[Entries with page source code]
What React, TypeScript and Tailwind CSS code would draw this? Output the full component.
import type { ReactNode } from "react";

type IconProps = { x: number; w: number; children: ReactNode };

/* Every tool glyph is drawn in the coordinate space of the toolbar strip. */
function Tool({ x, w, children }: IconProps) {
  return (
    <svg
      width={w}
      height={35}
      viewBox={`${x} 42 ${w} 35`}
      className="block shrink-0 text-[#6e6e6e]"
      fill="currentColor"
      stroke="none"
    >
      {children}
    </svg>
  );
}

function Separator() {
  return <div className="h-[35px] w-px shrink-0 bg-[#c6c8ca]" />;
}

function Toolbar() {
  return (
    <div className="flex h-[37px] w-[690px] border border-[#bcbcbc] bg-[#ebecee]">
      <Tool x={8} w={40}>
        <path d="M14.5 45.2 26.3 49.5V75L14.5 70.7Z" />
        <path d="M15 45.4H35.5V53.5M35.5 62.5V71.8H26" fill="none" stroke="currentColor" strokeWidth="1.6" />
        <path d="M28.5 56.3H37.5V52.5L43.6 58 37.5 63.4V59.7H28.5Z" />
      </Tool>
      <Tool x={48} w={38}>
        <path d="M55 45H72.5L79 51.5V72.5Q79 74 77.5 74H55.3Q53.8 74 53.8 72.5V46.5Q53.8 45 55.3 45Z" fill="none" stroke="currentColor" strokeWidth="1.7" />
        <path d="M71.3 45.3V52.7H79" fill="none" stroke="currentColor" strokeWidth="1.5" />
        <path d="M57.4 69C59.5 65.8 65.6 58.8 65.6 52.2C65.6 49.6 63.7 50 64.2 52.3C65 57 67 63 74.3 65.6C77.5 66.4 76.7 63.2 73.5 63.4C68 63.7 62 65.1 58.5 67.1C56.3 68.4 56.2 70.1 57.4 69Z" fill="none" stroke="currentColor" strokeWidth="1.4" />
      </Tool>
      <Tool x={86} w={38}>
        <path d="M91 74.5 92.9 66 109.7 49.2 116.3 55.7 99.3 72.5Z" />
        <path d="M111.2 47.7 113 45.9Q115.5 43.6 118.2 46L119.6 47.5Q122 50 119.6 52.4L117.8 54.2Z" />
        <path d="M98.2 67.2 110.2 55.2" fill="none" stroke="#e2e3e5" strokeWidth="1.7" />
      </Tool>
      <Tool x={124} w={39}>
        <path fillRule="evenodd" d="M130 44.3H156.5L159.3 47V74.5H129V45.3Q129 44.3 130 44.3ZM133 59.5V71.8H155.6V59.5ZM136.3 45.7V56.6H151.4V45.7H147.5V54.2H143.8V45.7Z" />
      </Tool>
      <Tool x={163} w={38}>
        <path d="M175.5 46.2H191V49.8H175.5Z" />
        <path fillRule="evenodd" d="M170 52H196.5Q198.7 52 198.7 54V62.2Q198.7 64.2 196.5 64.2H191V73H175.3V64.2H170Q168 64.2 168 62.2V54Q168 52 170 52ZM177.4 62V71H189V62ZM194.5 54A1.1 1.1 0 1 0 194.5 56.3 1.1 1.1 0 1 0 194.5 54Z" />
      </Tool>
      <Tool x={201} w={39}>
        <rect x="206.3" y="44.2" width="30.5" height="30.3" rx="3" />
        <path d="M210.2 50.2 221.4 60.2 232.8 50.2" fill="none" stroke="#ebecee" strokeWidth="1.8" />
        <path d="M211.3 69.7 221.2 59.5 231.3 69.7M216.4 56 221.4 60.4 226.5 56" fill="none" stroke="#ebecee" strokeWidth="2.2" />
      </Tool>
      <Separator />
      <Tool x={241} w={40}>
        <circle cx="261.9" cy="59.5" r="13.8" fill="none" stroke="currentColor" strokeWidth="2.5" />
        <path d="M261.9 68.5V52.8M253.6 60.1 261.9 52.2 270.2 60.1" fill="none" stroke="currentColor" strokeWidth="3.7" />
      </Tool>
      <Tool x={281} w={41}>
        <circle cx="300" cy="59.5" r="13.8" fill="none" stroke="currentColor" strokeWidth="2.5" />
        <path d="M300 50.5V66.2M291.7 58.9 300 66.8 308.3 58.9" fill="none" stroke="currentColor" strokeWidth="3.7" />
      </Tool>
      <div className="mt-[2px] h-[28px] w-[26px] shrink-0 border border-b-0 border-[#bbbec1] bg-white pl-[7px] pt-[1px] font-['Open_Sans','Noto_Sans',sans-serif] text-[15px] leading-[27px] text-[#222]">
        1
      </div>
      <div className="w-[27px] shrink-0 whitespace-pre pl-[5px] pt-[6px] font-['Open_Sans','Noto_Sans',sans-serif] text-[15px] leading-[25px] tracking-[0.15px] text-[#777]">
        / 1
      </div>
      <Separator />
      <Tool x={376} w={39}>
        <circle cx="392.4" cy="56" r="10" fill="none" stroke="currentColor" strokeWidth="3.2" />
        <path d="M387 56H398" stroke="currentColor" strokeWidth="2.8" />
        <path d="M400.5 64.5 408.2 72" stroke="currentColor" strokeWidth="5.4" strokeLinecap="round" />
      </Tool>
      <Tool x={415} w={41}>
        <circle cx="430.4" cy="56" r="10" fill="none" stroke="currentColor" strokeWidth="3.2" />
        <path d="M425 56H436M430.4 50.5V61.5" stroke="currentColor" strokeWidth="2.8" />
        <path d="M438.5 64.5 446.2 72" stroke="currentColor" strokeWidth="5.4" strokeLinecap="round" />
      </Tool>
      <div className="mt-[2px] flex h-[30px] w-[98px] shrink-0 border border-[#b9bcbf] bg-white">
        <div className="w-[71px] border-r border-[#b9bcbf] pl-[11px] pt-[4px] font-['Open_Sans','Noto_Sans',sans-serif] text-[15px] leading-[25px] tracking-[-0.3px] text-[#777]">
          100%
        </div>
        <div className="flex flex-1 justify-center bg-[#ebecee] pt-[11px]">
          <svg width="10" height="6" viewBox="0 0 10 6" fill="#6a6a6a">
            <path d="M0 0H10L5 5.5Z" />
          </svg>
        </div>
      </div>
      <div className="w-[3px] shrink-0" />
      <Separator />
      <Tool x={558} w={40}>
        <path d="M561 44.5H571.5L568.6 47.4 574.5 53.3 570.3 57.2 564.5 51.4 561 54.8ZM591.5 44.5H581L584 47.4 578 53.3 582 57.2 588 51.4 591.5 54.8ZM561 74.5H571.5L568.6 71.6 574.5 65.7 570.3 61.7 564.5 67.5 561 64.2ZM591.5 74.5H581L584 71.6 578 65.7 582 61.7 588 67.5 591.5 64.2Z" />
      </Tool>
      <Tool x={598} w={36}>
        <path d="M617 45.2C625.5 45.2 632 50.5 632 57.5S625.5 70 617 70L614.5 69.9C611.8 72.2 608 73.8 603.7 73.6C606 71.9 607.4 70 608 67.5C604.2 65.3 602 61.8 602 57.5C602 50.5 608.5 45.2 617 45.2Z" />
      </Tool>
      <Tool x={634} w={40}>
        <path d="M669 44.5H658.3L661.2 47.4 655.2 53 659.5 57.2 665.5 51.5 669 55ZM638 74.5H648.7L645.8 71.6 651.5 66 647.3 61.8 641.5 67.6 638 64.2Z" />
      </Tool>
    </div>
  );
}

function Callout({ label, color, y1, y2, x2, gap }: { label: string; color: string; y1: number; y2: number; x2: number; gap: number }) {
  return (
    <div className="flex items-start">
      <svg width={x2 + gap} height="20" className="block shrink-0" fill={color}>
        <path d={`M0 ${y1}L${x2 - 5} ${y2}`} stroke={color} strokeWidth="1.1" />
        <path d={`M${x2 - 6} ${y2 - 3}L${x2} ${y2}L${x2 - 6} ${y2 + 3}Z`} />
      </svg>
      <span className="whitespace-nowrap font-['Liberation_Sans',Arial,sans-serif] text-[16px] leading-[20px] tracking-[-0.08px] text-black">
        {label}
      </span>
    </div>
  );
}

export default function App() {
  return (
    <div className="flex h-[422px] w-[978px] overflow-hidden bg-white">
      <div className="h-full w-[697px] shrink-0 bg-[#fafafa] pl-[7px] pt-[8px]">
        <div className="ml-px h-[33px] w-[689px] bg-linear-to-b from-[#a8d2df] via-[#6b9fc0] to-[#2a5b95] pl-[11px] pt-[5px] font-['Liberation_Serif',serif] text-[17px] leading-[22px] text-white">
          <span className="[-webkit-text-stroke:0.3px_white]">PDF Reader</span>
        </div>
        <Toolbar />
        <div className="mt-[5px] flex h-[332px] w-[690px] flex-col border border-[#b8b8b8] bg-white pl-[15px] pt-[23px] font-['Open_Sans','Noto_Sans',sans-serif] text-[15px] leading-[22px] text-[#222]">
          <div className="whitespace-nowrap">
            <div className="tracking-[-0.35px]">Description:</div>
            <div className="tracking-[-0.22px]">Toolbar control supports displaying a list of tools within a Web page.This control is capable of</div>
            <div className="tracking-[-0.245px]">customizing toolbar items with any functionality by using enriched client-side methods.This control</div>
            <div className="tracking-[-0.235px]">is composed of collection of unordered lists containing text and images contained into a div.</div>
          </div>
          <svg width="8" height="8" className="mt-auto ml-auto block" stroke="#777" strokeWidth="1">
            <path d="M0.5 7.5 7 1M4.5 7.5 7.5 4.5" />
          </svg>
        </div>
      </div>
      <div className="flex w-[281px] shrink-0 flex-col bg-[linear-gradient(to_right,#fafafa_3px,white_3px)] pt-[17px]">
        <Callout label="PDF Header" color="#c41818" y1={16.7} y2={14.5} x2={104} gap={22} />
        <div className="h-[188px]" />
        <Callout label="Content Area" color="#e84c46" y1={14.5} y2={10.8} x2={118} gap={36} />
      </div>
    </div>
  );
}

* * *

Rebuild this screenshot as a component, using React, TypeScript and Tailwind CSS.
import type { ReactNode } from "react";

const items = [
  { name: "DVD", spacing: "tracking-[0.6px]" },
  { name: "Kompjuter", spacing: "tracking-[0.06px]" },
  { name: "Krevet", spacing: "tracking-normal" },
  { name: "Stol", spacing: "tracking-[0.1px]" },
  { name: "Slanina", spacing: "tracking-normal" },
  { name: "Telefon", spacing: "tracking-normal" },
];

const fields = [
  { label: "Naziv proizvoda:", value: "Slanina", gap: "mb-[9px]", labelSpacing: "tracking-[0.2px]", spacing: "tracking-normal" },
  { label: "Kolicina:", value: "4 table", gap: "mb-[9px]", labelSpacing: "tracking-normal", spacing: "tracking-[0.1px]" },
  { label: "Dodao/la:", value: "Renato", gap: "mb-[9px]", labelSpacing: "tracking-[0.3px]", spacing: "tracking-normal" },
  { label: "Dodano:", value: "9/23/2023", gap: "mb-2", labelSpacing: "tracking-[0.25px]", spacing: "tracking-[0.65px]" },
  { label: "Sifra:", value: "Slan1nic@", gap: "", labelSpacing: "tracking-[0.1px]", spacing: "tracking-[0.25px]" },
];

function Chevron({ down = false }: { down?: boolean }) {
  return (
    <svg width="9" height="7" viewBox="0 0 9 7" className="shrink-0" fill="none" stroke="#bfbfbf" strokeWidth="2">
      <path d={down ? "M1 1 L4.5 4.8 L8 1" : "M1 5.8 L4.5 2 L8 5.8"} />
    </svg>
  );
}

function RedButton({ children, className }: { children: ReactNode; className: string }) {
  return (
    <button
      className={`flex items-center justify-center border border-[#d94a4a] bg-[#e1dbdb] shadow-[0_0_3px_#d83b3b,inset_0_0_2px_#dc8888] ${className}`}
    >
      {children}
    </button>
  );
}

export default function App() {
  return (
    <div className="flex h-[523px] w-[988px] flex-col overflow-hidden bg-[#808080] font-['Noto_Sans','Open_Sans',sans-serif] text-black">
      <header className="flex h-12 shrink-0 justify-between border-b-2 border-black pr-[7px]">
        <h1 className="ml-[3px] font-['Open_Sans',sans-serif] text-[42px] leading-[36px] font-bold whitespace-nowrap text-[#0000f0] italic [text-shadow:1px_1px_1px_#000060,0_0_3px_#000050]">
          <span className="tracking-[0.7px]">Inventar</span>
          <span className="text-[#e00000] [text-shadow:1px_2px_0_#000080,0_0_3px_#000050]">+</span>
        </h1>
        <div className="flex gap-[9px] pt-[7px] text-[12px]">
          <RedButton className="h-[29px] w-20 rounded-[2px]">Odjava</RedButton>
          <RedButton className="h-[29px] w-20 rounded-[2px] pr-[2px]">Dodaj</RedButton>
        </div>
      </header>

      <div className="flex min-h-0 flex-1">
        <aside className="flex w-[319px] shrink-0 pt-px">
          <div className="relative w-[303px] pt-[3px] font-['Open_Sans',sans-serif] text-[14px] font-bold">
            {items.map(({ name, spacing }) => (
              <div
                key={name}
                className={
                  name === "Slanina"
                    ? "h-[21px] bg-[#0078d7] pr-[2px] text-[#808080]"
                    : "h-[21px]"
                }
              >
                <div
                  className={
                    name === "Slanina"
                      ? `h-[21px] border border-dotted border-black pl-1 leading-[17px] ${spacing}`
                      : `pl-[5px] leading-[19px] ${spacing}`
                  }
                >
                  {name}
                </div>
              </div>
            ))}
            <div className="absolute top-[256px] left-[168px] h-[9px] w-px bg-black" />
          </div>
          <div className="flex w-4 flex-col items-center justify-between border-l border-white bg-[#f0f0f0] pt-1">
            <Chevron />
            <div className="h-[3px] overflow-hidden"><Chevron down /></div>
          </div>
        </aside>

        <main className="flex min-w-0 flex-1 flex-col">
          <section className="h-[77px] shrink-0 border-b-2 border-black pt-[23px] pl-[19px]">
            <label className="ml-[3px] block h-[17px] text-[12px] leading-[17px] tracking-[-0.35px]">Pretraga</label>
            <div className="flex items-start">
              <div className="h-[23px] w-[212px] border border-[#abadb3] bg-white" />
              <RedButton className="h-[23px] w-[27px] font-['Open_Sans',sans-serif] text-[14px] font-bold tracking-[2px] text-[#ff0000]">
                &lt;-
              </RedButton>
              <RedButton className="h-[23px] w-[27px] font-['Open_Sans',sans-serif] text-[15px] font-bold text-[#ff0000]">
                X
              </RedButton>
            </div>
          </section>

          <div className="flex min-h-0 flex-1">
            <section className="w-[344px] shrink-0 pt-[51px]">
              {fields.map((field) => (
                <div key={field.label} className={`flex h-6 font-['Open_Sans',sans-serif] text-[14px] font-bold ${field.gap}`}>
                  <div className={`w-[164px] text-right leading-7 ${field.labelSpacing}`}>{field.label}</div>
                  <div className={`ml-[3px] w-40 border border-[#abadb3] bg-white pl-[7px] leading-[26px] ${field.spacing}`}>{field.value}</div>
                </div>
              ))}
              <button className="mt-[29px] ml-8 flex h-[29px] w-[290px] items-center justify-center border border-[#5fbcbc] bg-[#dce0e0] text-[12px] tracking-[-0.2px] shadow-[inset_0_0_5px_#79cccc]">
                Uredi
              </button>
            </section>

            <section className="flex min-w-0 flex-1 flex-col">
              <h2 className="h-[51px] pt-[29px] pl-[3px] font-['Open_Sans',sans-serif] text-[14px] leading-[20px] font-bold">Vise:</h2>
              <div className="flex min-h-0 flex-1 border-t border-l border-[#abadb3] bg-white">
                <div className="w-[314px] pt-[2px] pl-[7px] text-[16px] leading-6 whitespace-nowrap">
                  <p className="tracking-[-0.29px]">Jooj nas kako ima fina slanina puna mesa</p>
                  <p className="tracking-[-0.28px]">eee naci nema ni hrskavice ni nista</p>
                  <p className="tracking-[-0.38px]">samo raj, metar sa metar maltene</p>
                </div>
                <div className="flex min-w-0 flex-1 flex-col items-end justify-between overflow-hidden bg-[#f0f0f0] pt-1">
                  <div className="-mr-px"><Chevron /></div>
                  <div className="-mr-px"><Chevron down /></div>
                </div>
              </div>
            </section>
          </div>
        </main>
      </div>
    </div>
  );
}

**WHAT IS NEEDED:** Reproduce exactly the lines from the one containing "What React, TypeScript" through the one containing "number; w: number;", inclusive, and nothing else.

**CORRECT ANSWER:**
What React, TypeScript and Tailwind CSS code would draw this? Output the full component.
import type { ReactNode } from "react";

type IconProps = { x: number; w: number; children: ReactNode };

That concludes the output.